〖 Found in translation 〗
Found in Translation
We asked nine writers not what was lost but what was found in translation, as a text is given new surfaces and new depths. What’s the rightest or wrongest or closest or strangest thing that a reader of yours has found in a new language? What’s something you wish would be found?
As a stateless poet, whenever my work is translated, one thing that seems to be persistently contested is my identity label. When I sent my book of poetry to the publisher in Cairo, where it was published in 2004, I didn’t have a chance to look at drafts of the manuscript. I was in Kuwait at the time, and emails and PDFs were not that common yet in the publishing process. I received a copy of the published book, like any interested reader.

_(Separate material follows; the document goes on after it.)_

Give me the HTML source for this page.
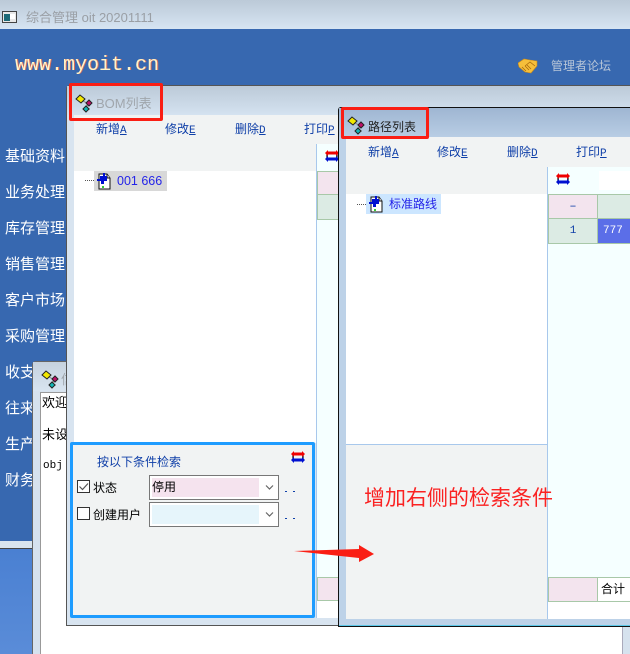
<!DOCTYPE html>
<html>
<head>
<meta charset="utf-8">
<style>
html,body{margin:0;padding:0;width:630px;height:654px;overflow:hidden}
body{position:relative;background:#3768b0;font-family:"Liberation Sans","WenQuanYi Zen Hei","Noto Sans CJK SC",sans-serif;font-size:13px}
div,svg,span{position:absolute;box-sizing:border-box}
.t{white-space:nowrap;line-height:16px}
.nav{left:5px;color:#fff;font-size:15px;line-height:18px;white-space:nowrap}
.tb{color:#0f3fa8;font-size:12px;line-height:14px;white-space:nowrap;font-family:"WenQuanYi Zen Hei","Noto Sans CJK SC",sans-serif}
.tb u{font-family:"Liberation Mono",monospace;font-size:11px}
</style>
</head>
<body>
<svg width="0" height="0" style="left:0;top:0">
<defs>
<g id="ico">
<path d="M6 6 L12 9 V15 H15 M12 12 L16 9" stroke="#8a8a8a" fill="none" stroke-width="1"/>
<path d="M1 5 L5 1 L10 5 L6 9 Z" fill="#f2e800" stroke="#222" stroke-width="1"/>
<path d="M11 9 L14 6 L17 9 L14 12 Z" fill="#c0106a" stroke="#222" stroke-width="1"/>
<path d="M8 15 L11 12 L14 15 L11 18 Z" fill="#10b8b8" stroke="#222" stroke-width="1"/>
</g>
<g id="swap">
<path d="M2 3 H12 V9 H2 Z" fill="none" stroke="#111" stroke-width="1.2"/>
<path d="M0 3 L3 0 V1.5 H11 V0 L14 3 L11 6 V4.5 H3 V6 Z" fill="#f00000"/>
<path d="M0 9 L3 6 V7.5 H11 V6 L14 9 L11 12 V10.5 H3 V12 Z" fill="#0010d0"/>
</g>
<g id="doc">
<path d="M2 1 H10 L13 5 V16 H2 Z" fill="#fff" stroke="#111" stroke-width="1"/>
<path d="M10 1 V5 H13" fill="#ddd" stroke="#111" stroke-width="1"/>
<path d="M0 6 H3 V3 H6 V0 H8 V3 H10 V8 H7 V11 H4 V8 H0 Z" fill="#0010d0"/>
<rect x="5" y="13" width="2" height="2" fill="#3c3"/>
</g>
</defs>
</svg>

<!-- app title -->
<div style="left:0;top:0;width:630px;height:29px;background:linear-gradient(#bccad8,#d6e4f2)"></div>
<svg style="left:2px;top:11px" width="15" height="12"><rect x=".5" y=".5" width="14" height="11" fill="#e8e8e8" stroke="#444"/><rect x="2" y="3" width="6" height="7" fill="#1c6a78"/><rect x="8" y="3" width="5" height="5" fill="#fff"/></svg>
<div class="t" style="left:26px;top:10px;color:#9a9fa5;font-size:13px">综合管理 oit 20201111</div>

<!-- header -->
<div class="t" style="left:15px;top:55px;font-family:'Liberation Mono',monospace;font-size:20px;line-height:22px;color:#fff4c8;text-shadow:1px 0 0 #d86a5a">www.myoit.cn</div>
<svg style="left:518px;top:58px" width="20" height="16"><path d="M0 5 L6 1 L12 2 L19 3 L19 8 L13 15 L7 14 L1 9 Z" fill="#f6bf3a" stroke="#c98a1a" stroke-width=".6"/><path d="M7 8 L12 4 L17 8 M4 9 L8 13 M7 8 L11 12 M9 7 L13 11" stroke="#a8690d" fill="none" stroke-width=".8"/></svg>
<div class="t" style="left:551px;top:58px;color:#b8c6d8;font-size:12px">管理者论坛</div>

<!-- sidebar -->
<div class="nav" style="top:148px">基础资料</div>
<div class="nav" style="top:184px">业务处理</div>
<div class="nav" style="top:220px">库存管理</div>
<div class="nav" style="top:256px">销售管理</div>
<div class="nav" style="top:292px">客户市场</div>
<div class="nav" style="top:328px">采购管理</div>
<div class="nav" style="top:364px">收支</div>
<div class="nav" style="top:400px">往来</div>
<div class="nav" style="top:436px">生产</div>
<div class="nav" style="top:472px">财务</div>

<!-- lower strip -->
<div style="left:0;top:541px;width:40px;height:7px;background:#d8e4ee"></div>
<div style="left:0;top:548px;width:40px;height:1px;background:#444"></div>
<div style="left:0;top:549px;width:40px;height:105px;background:linear-gradient(#4a80d2,#5a8cd8)"></div>

<!-- welcome window -->
<div style="left:32px;top:361px;width:598px;height:293px;background:#d6e2ee;border:1px solid #666;border-width:1px 0 0 1px;border-radius:4px 0 0 0"></div>
<div style="left:33px;top:362px;width:40px;height:29px;background:linear-gradient(#c6d2de,#d8e4f0)"></div>
<svg style="left:41px;top:370px" width="18" height="19"><use href="#ico"/></svg>
<div class="t" style="left:61px;top:372px;color:#a0a6ac;font-size:13px">信</div>
<div style="left:40px;top:392px;width:582px;height:262px;background:#fff;border-left:1px solid #999;border-top:1px solid #999"></div>
<div style="left:622px;top:627px;width:8px;height:27px;background:#d6e2ee;border-left:1px solid #aab"></div>
<div class="t" style="left:42px;top:395px;color:#000">欢迎</div>
<div class="t" style="left:42px;top:427px;color:#000">未设</div>
<div class="t" style="left:43px;top:458px;color:#000;font-family:'Liberation Mono',monospace;font-size:11px">obj</div>

<!-- BOM window -->
<div style="left:66px;top:85px;width:564px;height:541px;background:#d8e4f0;border:1px solid #555;border-right:0;border-radius:4px 0 0 0"></div>
<div style="left:67px;top:86px;width:563px;height:29px;background:linear-gradient(#bccad8,#d4e2f0)"></div>
<svg style="left:75px;top:94px" width="18" height="19"><use href="#ico"/></svg>
<div class="t" style="left:96px;top:96px;color:#a0a6ac;font-size:13px">BOM列表</div>
<div style="left:74px;top:115px;width:264px;height:56px;background:#f1f3f3"></div>
<div class="tb" style="left:96px;top:122px">新增<u>A</u></div>
<div class="tb" style="left:165px;top:122px">修改<u>E</u></div>
<div class="tb" style="left:235px;top:122px">删除<u>D</u></div>
<div class="tb" style="left:304px;top:122px">打印<u>P</u></div>
<div style="left:74px;top:171px;width:242px;height:272px;background:#fff"></div>
<div style="left:316px;top:144px;width:1px;height:474px;background:#a8c8ec"></div>
<div style="left:317px;top:144px;width:21px;height:474px;background:#f5ffff"></div>
<svg style="left:325px;top:150px" width="14" height="12"><use href="#swap"/></svg>
<div style="left:85px;top:180px;width:9px;border-top:1px dotted #555"></div>
<div style="left:94px;top:171px;width:73px;height:20px;background:#d8d8d8"></div>
<svg style="left:97px;top:173px" width="14" height="17"><use href="#doc"/></svg>
<div class="t" style="left:117px;top:173px;color:#2424e8;font-size:12.5px">001 666</div>
<div style="left:317px;top:171px;width:21px;height:24px;background:#f3e4ee;border:1px solid #a8c8a8;border-right:0"></div>
<div style="left:317px;top:195px;width:21px;height:25px;background:#dcebe4;border:1px solid #a8c8a8;border-top:0;border-right:0"></div>
<div style="left:317px;top:577px;width:21px;height:24px;background:#f3e4ee;border:1px solid #a8c8a8;border-right:0"></div>
<div style="left:317px;top:601px;width:21px;height:17px;background:#fff"></div>

<!-- search panel -->
<div style="left:70px;top:442px;width:245px;height:176px;background:#f1f3f3;border:3px solid #1e9cff;border-radius:2px"></div>
<div class="t" style="left:97px;top:454px;color:#0f3fa8;font-size:12px">按以下条件检索</div>
<svg style="left:291px;top:451px" width="14" height="12"><use href="#swap"/></svg>
<div style="left:77px;top:480px;width:13px;height:13px;background:#fff;border:1px solid #333"></div>
<svg style="left:77px;top:480px" width="13" height="13"><path d="M2.5 6.5 L5.5 9.5 L11 3.5" fill="none" stroke="#555" stroke-width="1.2"/></svg>
<div class="t" style="left:93px;top:480px;color:#000;font-size:12px">状态</div>
<div style="left:77px;top:507px;width:13px;height:13px;background:#fff;border:1px solid #333"></div>
<div class="t" style="left:93px;top:507px;color:#000;font-size:12px">创建用户</div>
<div style="left:149px;top:475px;width:130px;height:25px;background:#fff;border:1px solid #777"></div>
<div style="left:152px;top:478px;width:107px;height:19px;background:#f5e3ee"></div>
<div class="t" style="left:152px;top:479px;color:#000;font-size:12px">停用</div>
<svg style="left:264px;top:484px" width="11" height="7"><path d="M2 1.5 L5.5 5 L9 1.5" fill="none" stroke="#666" stroke-width="1.2"/></svg>
<div style="left:149px;top:502px;width:130px;height:25px;background:#fff;border:1px solid #777"></div>
<div style="left:152px;top:505px;width:107px;height:19px;background:#e6f5fb"></div>
<svg style="left:264px;top:511px" width="11" height="7"><path d="M2 1.5 L5.5 5 L9 1.5" fill="none" stroke="#666" stroke-width="1.2"/></svg>
<div style="left:285px;top:491px;width:2px;height:1px;background:#0f3fa8"></div>
<div style="left:293px;top:491px;width:2px;height:1px;background:#0f3fa8"></div>
<div style="left:285px;top:518px;width:2px;height:1px;background:#0f3fa8"></div>
<div style="left:293px;top:518px;width:2px;height:1px;background:#0f3fa8"></div>

<!-- route window -->
<div style="left:338px;top:107px;width:292px;height:520px;background:#bdd2e8;border:1px solid #111;border-right:0;border-radius:3px 0 0 0"></div>
<div style="left:339px;top:108px;width:291px;height:29px;background:linear-gradient(#9fb6d2,#b8cde4)"></div>
<div style="left:339px;top:625px;width:291px;height:1px;background:#5cc8e8"></div>
<svg style="left:347px;top:116px" width="18" height="19"><use href="#ico"/></svg>
<div class="t" style="left:368px;top:119px;color:#222;font-size:12px">路径列表</div>
<div style="left:346px;top:137px;width:284px;height:57px;background:#f1f3f3"></div>
<div class="tb" style="left:368px;top:145px">新增<u>A</u></div>
<div class="tb" style="left:437px;top:145px">修改<u>E</u></div>
<div class="tb" style="left:507px;top:145px">删除<u>D</u></div>
<div class="tb" style="left:576px;top:145px">打印<u>P</u></div>
<div style="left:346px;top:194px;width:201px;height:250px;background:#fff"></div>
<div style="left:346px;top:444px;width:201px;height:1px;background:#a8c8ec"></div>
<div style="left:346px;top:445px;width:201px;height:174px;background:#f1f3f3"></div>
<div style="left:547px;top:167px;width:1px;height:452px;background:#a8c8ec"></div>
<div style="left:548px;top:167px;width:82px;height:452px;background:#f5ffff"></div>
<div style="left:357px;top:204px;width:9px;border-top:1px dotted #555"></div>
<div style="left:366px;top:194px;width:75px;height:20px;background:#cce6ff"></div>
<svg style="left:369px;top:196px" width="14" height="17"><use href="#doc"/></svg>
<div class="t" style="left:389px;top:196px;color:#2424e8;font-size:12px">标准路线</div>
<svg style="left:556px;top:173px" width="14" height="12"><use href="#swap"/></svg>
<div style="left:599px;top:171px;width:31px;height:19px;background:#fff"></div>
<div style="left:548px;top:194px;width:82px;height:50px;background:#a8c8a8"></div>
<div style="left:549px;top:195px;width:48px;height:23px;background:#f3e4ee;color:#0f3fa8;text-align:center;line-height:23px;font-size:12px;font-family:'Liberation Mono',monospace">–</div>
<div style="left:598px;top:195px;width:32px;height:23px;background:#dcebe4"></div>
<div style="left:549px;top:219px;width:48px;height:24px;background:#dcebe4;color:#0f3fa8;text-align:center;line-height:24px;font-size:11px;font-family:'Liberation Mono',monospace">1</div>
<div style="left:598px;top:219px;width:32px;height:24px;background:#5b6ee8;color:#fff;padding-left:5px;line-height:24px;font-size:11px;font-family:'Liberation Mono',monospace">777</div>
<div style="left:548px;top:577px;width:82px;height:25px;background:#a8c8a8"></div>
<div style="left:549px;top:578px;width:48px;height:23px;background:#f3e4ee"></div>
<div style="left:598px;top:578px;width:32px;height:23px;background:#fff;color:#000;line-height:23px;font-size:12px;padding-left:3px">合计</div>
<div style="left:548px;top:602px;width:82px;height:17px;background:#fff"></div>

<!-- annotations -->
<div style="left:69px;top:83px;width:94px;height:38px;border:3px solid #fa1e14;border-radius:2px"></div>
<div style="left:341px;top:107px;width:88px;height:32px;border:3px solid #fa1e14;border-radius:2px"></div>
<div class="t" style="left:364px;top:487px;color:#fa2222;font-size:21px;line-height:24px">增加右侧的检索条件</div>
<svg style="left:293px;top:544px" width="82" height="20"><path d="M1 7 L66 5 L66 1 L81 10 L66 18 L66 14 Z" fill="#fa1e14"/></svg>
</body>
</html>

One change — a violent mistranslation perhaps — I still find amusing was with a poem titled 1965. It was a very short poem in reference to the 1965 census. In Kuwait, this was the first census after the independence of the country, and it’s used against us, the Bidoon [a stateless minority in Kuwait, the word itself meaning « without » in Arabic], to erase us from history, from our presence in the country. The Egyptian publisher did not understand the reference, assumed it was a typo and proceeded to change it to 1967, as in the year of the Six-Day Arab-Israeli war. This story still makes me laugh, as does the fact that my being « Bidoon » is often mistaken for « Bedouin ». I think these mistranslations speak of the impossibility of minority identities finding host in larger identities and contexts.
Mona Kareem ( كريم منى ) is a Bidoon (stateless) poet born in Kuwait and exiled in the United States. Her poetry collection I Will Not Fold These Maps, translated by Sara Elkamel, will be published by the Poetry Translation Center in London in the spring of 2023.